Well-Rounded and Alienation

In the renaissance period, the character ideal was to be well-rounded.  The various character virtues a courtier was supposed to acquire were listed in Castigione’s “Book of the Courtier.”  Among them were knowledge of the classical languages, aesthetic appreciation, musical proficiency, literary knowledge and practice, poetic ability, historical knowledge, philosophical knowledge and reasoning ability, wit and good manners, wrestling.  In general, the liberal arts.  Plato had another similar list of virtues in his “The Republic,” and Aristotle, also, in “The Nicomachean Ethics.”

Today, it is hard to figure out what character virtues western society values.  Society has become so fragmented that it is impossible to discern what the twenty-first century person is to aspire to.  Consequently, people tend to stay within the prescriptions of their career and family.  Emerson decried this form of society.  He said, “The priest becomes a form; the attorney, a statute book; the mechanic, a machine; the sailor, a rope of a ship” (The American Scholar).
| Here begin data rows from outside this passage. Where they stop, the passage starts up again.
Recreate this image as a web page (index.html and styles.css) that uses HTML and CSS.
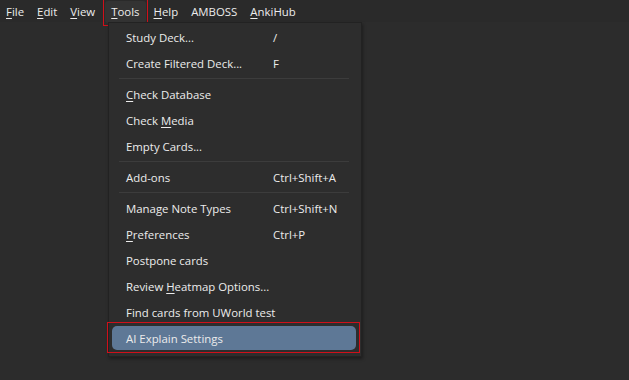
FILE: index.html
```html
<!DOCTYPE html>
<html lang="en">
  <head>
    <meta charset="UTF-8" />
    <title>Anki - Tools</title>
    <link rel="stylesheet" href="styles.css">
  </head>
  <body>
    <!-- Menu bar -->
    <div id="menubar">
      <span class="top-item"><u>F</u>ile</span>
      <span class="top-item"><u>E</u>dit</span>
      <span class="top-item"><u>V</u>iew</span>
      <span class="top-item open"><u>T</u>ools</span>
      <span class="top-item"><u>H</u>elp</span>
      <span class="top-item">AMBOSS</span>
      <span class="top-item"><u>A</u>nkiHub</span>
    </div>

    <!-- Tools dropdown -->
    <div id="dropdown">
      <div class="row"><span class="label">Study Deck...</span><span class="key">/</span></div>
      <div class="row"><span class="label">Create Filtered Deck...</span><span class="key">F</span></div>
      <div class="sep"></div>
      <div class="row"><span class="label"><u>C</u>heck Database</span></div>
      <div class="row"><span class="label">Check <u>M</u>edia</span></div>
      <div class="row"><span class="label">Empty Cards...</span></div>
      <div class="sep"></div>
      <div class="row"><span class="label">Add-ons</span><span class="key">Ctrl+Shift+A</span></div>
      <div class="sep"></div>
      <div class="row"><span class="label">Manage Note Types</span><span class="key">Ctrl+Shift+N</span></div>
      <div class="row"><span class="label"><u>P</u>references</span><span class="key">Ctrl+P</span></div>
      <div class="row"><span class="label">Postpone cards</span></div>
      <div class="row"><span class="label">Review <u>H</u>eatmap Options...</span></div>
      <div class="row"><span class="label">Find cards from UWorld test</span></div>
      <div class="row active"><span class="label">AI Explain Settings</span></div>
    </div>
  </body>
</html>
```

FILE: styles.css
```css
body {
  margin: 0;
  background: #2c2c2c;
  font-family: "Open Sans", "Noto Sans", sans-serif;
  font-size: 11.4px;
  color: #ececec;
  height: 380px;
  overflow: hidden;
}
#menubar {
  display: flex;
  box-sizing: border-box;
  height: 22px;
  align-items: center;
  padding: 2px 0 0 0;
  background: #2a2a2a;
}
.top-item {
  position: relative;
  padding: 3px 6px 4px;
  border-radius: 3px;
  margin-right: 1px;
  white-space: nowrap;
}
.top-item.open {
  background: #333333;
  margin: 0 2px 0 3px;
}
.top-item.open::after {
  content: "";
  position: absolute;
  left: -2px;
  top: -3px;
  right: -2px;
  bottom: -3px;
  border: 1px solid #d0101a;
}
u {
  text-decoration-thickness: 1px;
  text-underline-offset: 2px;
}
#dropdown {
  position: absolute;
  left: 108px;
  top: 22px;
  box-sizing: border-box;
  width: 254px;
  padding: 1px 5px 5px 3px;
  background: #2d2d2d;
  border: 1px solid #222222;
  box-shadow: 1px 2px 3px rgba(0, 0, 0, 0.35);
}
.row {
  position: relative;
  display: flex;
  height: 26px;
  align-items: center;
  padding-left: 14px;
  border-radius: 5px;
  white-space: nowrap;
}
.label {
  flex: 0 0 147px;
}
.sep {
  height: 1px;
  margin: 2px 7px 2px 7px;
  background: #3c3c3c;
}
.row.active {
  height: 24px;
  margin: 1px 0;
  background: #5e7896;
}
.row.active::after {
  content: "";
  position: absolute;
  left: -5px;
  top: -4px;
  right: -4px;
  bottom: -3px;
  border: 1px solid #d0101a;
}
```
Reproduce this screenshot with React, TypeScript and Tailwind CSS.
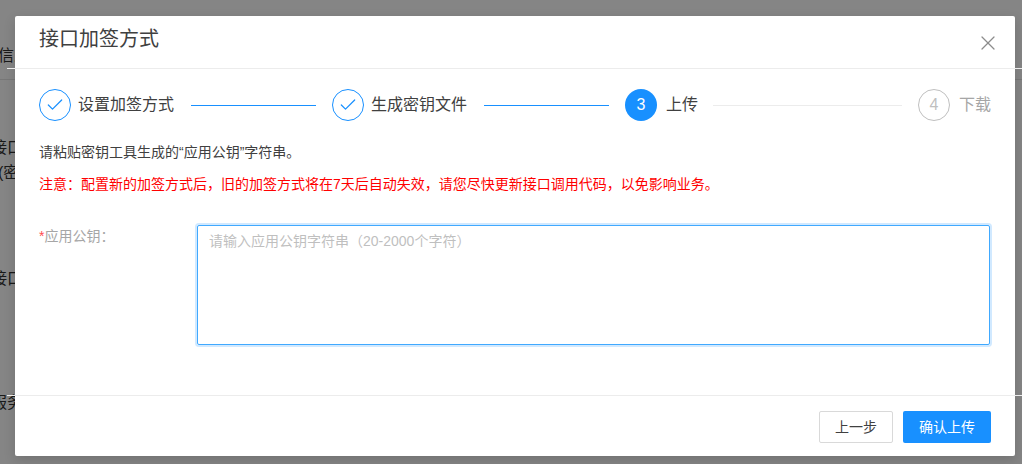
import { X, Check } from 'lucide-react'

const font = { fontFamily: '"Liberation Sans", "Noto Sans CJK SC", sans-serif' }

const notice =
  '注意\uFF1A配置新的加签方式后\uFF0C旧的加签方式将在7天后自动失效\uFF0C请您尽快更新接口调用代码\uFF0C以免影响业务。'
const hint = '请输入应用公钥字符串\uFF0820-2000个字符\uFF09'

function DoneStep({ title }: { title: string }) {
  return (
    <div className="flex items-center">
      <div className="w-8 h-8 rounded-full border border-[#1890ff] flex items-center justify-center text-[#1890ff]">
        <Check className="w-5 h-5" strokeWidth={1.5} />
      </div>
      <span className="ml-[7px] text-base leading-8 text-[#404040]">{title}</span>
      <div className="w-[125px] h-px bg-[#1890ff] ml-[17px] mr-4" />
    </div>
  )
}

export default function App() {
  return (
    <div className="relative w-[1022px] h-[464px] overflow-hidden bg-white" style={font}>
      {/* page behind the dialog */}
      <div className="h-full flex flex-col text-base leading-6 text-[#333] -ml-[2px]">
        <div className="-mt-[19px] ml-[7px]">信息</div>
        <div className="mt-[39px]">信息</div>
        <div className="mt-[11px] border-t border-[#e4e4e4] pt-[56px] -ml-[7px]">接口</div>
        <div className="mt-[1px]">(密钥</div>
        <div className="mt-[82px] -ml-[7px]">接口</div>
        <div className="mt-[100px] -ml-[7px]">服务</div>
      </div>

      <div className="absolute inset-0 bg-black/[0.48]" />

      <div className="absolute left-[15px] top-4 w-[1000px] h-[440px] bg-white rounded-[2px] shadow-[0_4px_12px_rgba(0,0,0,0.15)] flex flex-col">
        <div className="relative h-[53px] shrink-0 pl-6 pr-[15px] flex items-start justify-between">
          <span className="mt-[9px] text-xl leading-7 text-[#404040]">接口加签方式</span>
          <X className="mt-[15px] w-6 h-6 text-[#8c8c8c]" strokeWidth={1.25} />
          <div className="absolute left-[-8px] right-[-7px] bottom-0 h-px bg-[#ececec]" />
        </div>

        <div className="flex-1 px-6 pt-5 flex flex-col">
          <div className="flex items-center">
            <DoneStep title="设置加签方式" />
            <DoneStep title="生成密钥文件" />
            <div className="w-8 h-8 rounded-full bg-[#1890ff] text-white flex items-center justify-center text-base">3</div>
            <span className="ml-[9px] text-base leading-8 text-[#404040]">上传</span>
            <div className="flex-1 h-px bg-[#ececec] ml-[15px] mr-4" />
            <div className="w-8 h-8 rounded-full border border-[#bfbfbf] text-[#bfbfbf] flex items-center justify-center text-base">4</div>
            <span className="ml-[9px] text-base leading-8 text-[#a6a6a6]">下载</span>
          </div>

          <p className="mt-[21px] text-sm leading-5 text-[#404040]">请粘贴密钥工具生成的“应用公钥”字符串。</p>
          <p className="mt-3 text-sm leading-5 text-[#ff0000]">{notice}</p>

          <div className="mt-[31px] flex">
            <label className="w-[158px] shrink-0 pt-[1px] text-sm leading-5 text-[#a6a6a6]">
              <span className="text-[#ff4d4f]">*</span>应用公钥{'\uFF1A'}
            </label>
            <textarea
              readOnly
              placeholder={hint}
              className="w-[793px] h-[120px] resize-none rounded-[2px] border border-[#40a9ff] px-[11px] py-[5px] text-sm leading-5 outline-none shadow-[0_0_0_2px_rgba(24,144,255,0.2)] placeholder:text-[#bfbfbf]"
            />
          </div>
        </div>

        <div className="relative h-[61px] shrink-0 px-6 pt-[16px] flex justify-end gap-[10px]">
          <div className="absolute left-[-8px] right-[-7px] top-0 h-px bg-[#ececec]" />
          <button className="w-[74px] h-8 rounded-[2px] border border-[#d9d9d9] bg-white text-sm text-[#404040]">上一步</button>
          <button className="w-[88px] h-8 rounded-[2px] bg-[#1890ff] text-sm text-white">确认上传</button>
        </div>
      </div>
    </div>
  )
}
I have tried to widen my horizons by becoming more of a renaissance man, a more well-rounded individual than someone defined by his profession, geographical region, and family relations.  But I have found that by being well-rounded, I am rather alienated and that I don’t really fit in anywhere.  In a bar, I sound too intellectual and like I’m putting on airs; in a university, I sound too raw and unrefined; in a church, too worldly and in my denomination, too interfaith oriented; in secular society, too spiritual; among intellectuals, too uninhibited; among scientists, too literary, etc . . . I like the character I have developed in my pilgrimage on this planet.  My soul is rich from having lived a variety of lives–academic, spiritual, philosophical, construction worker, poet, minister, lover and friend, scientist.  But for all this, I am not a dilettante.  I have a strong enough background in a discipline which I practice.  But I am not only my discipline.  I am not a form, a statute book, a machine, a rope, a test-tube, a hammer, a library.  I am a man.  A happy man.  A man with wide horizons.  I do not mind that I don’t really fit into a narrow social box.  When I was growing up I was taught to do your own thing.  I have done that, continue to do that, and my world is many worlds.